Literature used for this post:
Grotesque, by Justin D. Edwards and Rune Graulund
The more I read this book, the more I realize that art grotesque is so much more than just a really interesting visual artistic style. Lots of social criticism can be found in there.
So, I just read the fifth chapter of this book. It discusses disharmony and transgression within art grotesque – mainly in literature, to be honest.
This chapter starts with clarifying some of the concepts it discusses.
Disharmony – transgresses the borders of what is considered a harmonious form to create disorientation and confusion, and is dependent on an idea of harmony, a sense of symmetry and balance.
Transgression – to violate rules and borders, to go beyond aesthetic limits, ethical/established forms of behaviour, violate rules, but also giving shape and form to the rules being violated.
Exaggeration – to enlarge or diminish something beyond normal proportions, to make it larger, better or worse than it is. This term is parted in two; parts of a complete form can be exaggerated, or the entire form is exaggerated.
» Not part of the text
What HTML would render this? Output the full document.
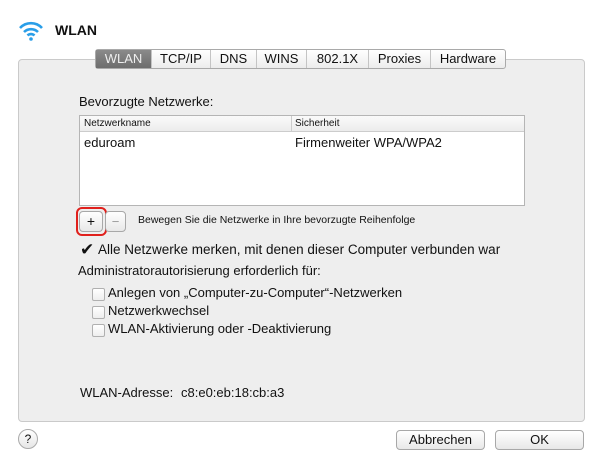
<!DOCTYPE html>
<html><head><meta charset="utf-8"><style>
body{margin:0;width:600px;height:467px;background:#fff;font-family:"Liberation Sans","DejaVu Sans",sans-serif;color:#111;position:relative;overflow:hidden}
.a{position:absolute;white-space:nowrap}
.panel{position:absolute;left:18px;top:59px;width:565px;height:361px;background:#eeeeee;border:1px solid #cacaca;border-radius:4px}
.tabs{position:absolute;left:95px;top:49px;height:18px;display:flex;border:1px solid #a9a9a9;border-radius:3px;background:linear-gradient(#fff,#ececec);font-size:13px}
.tabs div{border-right:1px solid #c4c4c4;text-align:center;line-height:18px}
.tabs div:last-child{border-right:none}
.tabs .sel{background:linear-gradient(#8a8a8a,#6d6d6d);color:#eee}
.list{position:absolute;left:79px;top:115px;width:444px;height:89px;background:#fff;border:1px solid #b5b5b5}
.hdr{height:15px;border-bottom:1px solid #ccc;background:linear-gradient(#fafafa,#ececec);font-size:10px;line-height:15px}
.cb{position:absolute;width:11px;height:11px;border:1px solid #b0b0b0;border-radius:2px;background:linear-gradient(#fff,#eee)}
.btn{position:absolute;border:1px solid #a8a8a8;border-radius:4px;background:linear-gradient(#fff,#e8e8e8);text-align:center;font-size:13px;line-height:17px}
</style></head><body>
<svg class="a" style="left:18px;top:20px" width="26" height="24" viewBox="0 0 26 24">
<path d="M2 8 A15 15 0 0 1 24 8" stroke="#2a9ee8" stroke-width="2.6" fill="none"/>
<path d="M6 12 A10 10 0 0 1 20 12" stroke="#2a9ee8" stroke-width="2.6" fill="none"/>
<path d="M9.5 15.5 A5 5 0 0 1 16.5 15.5" stroke="#2a9ee8" stroke-width="2.6" fill="none"/>
<circle cx="13" cy="19" r="1.8" fill="#2a9ee8"/></svg>
<div class="a" style="left:55px;top:22px;font-size:14px;font-weight:bold">WLAN</div>
<div class="panel"></div>
<div class="tabs">
<div class="sel" style="width:55px">WLAN</div><div style="width:58px">TCP/IP</div><div style="width:45px">DNS</div><div style="width:49px">WINS</div><div style="width:61px">802.1X</div><div style="width:61px">Proxies</div><div style="width:74px">Hardware</div></div>
<div class="a" style="left:79px;top:94px;font-size:13px">Bevorzugte Netzwerke:</div>
<div class="list"><div class="hdr"><span style="padding-left:4px">Netzwerkname</span><span style="position:absolute;left:211px;border-left:1px solid #ccc;padding-left:3px">Sicherheit</span></div>
<div style="font-size:13px;line-height:22px;position:relative"><span style="padding-left:4px">eduroam</span><span style="position:absolute;left:215px">Firmenweiter WPA/WPA2</span></div></div>
<div class="btn" style="left:79px;top:211px;width:22px;height:19px;line-height:19px;font-size:14px">+</div>
<div class="a" style="left:76px;top:207px;width:27px;height:25px;border:2px solid #e0201c;border-radius:6px"></div>
<div class="btn" style="left:105px;top:211px;width:19px;height:19px;line-height:19px;color:#999">−</div>
<div class="a" style="left:138px;top:214px;font-size:10.5px">Bewegen Sie die Netzwerke in Ihre bevorzugte Reihenfolge</div>
<div class="a" style="left:80px;top:240px;font-size:17px">✔</div>
<div class="a" style="left:98px;top:242px;font-size:13.5px">Alle Netzwerke merken, mit denen dieser Computer verbunden war</div>
<div class="a" style="left:78px;top:263px;font-size:13px">Administratorautorisierung erforderlich für:</div>
<div class="cb" style="left:92px;top:288px"></div><div class="a" style="left:108px;top:285px;font-size:13px">Anlegen von „Computer-zu-Computer“-Netzwerken</div>
<div class="cb" style="left:92px;top:306px"></div><div class="a" style="left:108px;top:303px;font-size:13px">Netzwerkwechsel</div>
<div class="cb" style="left:92px;top:324px"></div><div class="a" style="left:108px;top:321px;font-size:13px">WLAN-Aktivierung oder -Deaktivierung</div>
<div class="a" style="left:80px;top:385px;font-size:13px">WLAN-Adresse:</div>
<div class="a" style="left:181px;top:385px;font-size:13px">c8:e0:eb:18:cb:a3</div>
<div class="a" style="left:18px;top:429px;width:18px;height:18px;border:1px solid #aaa;border-radius:50%;background:linear-gradient(#fff,#e6e6e6);text-align:center;font-size:12px;line-height:18px">?</div>
<div class="btn" style="left:396px;top:430px;width:87px;height:18px">Abbrechen</div>
<div class="btn" style="left:495px;top:430px;width:87px;height:18px">OK</div>
</body></html>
Discussed within exaggeration are some physical traits; length, strength and weight. Among these, an extremely tall person is considered irreversable; nothing can be done about it (except, of course, chopping of the legs). Strength and over-weight are considered grotesque because they can be changed.
Extravagance – excessive waste, to show off, lacking restraint, go outside the borders for normality.
This is something I feel is done to a large extrent today. Society seems to admire extravagance in extreme.
Excess – another term that can be applied on our own society. Excessive consumption, crime et cetera – even extreme weather.
Within the grotesque, excess can be so powerful it creates a physical reaction in the audience. It is a destablizing factor to what is accepted and normal.
Admittedly, I’m not too impressed with this chapter. I do find the explainations of these words within the grotesque quite helpful (though not surprising), but again – they use examples and references of modern authors and critics, and I do find it a bit tedious.
However; I think I’ll find enormous joy when we start actually looking at art, to see for ourselves how all these terms and concepts manifest in the grotesque imagery.
Now, there are a few chapters in this book that I won’t be reading at this time. Two of them relate to topics that I have entire books to read about – and I think I’ll do that, instead.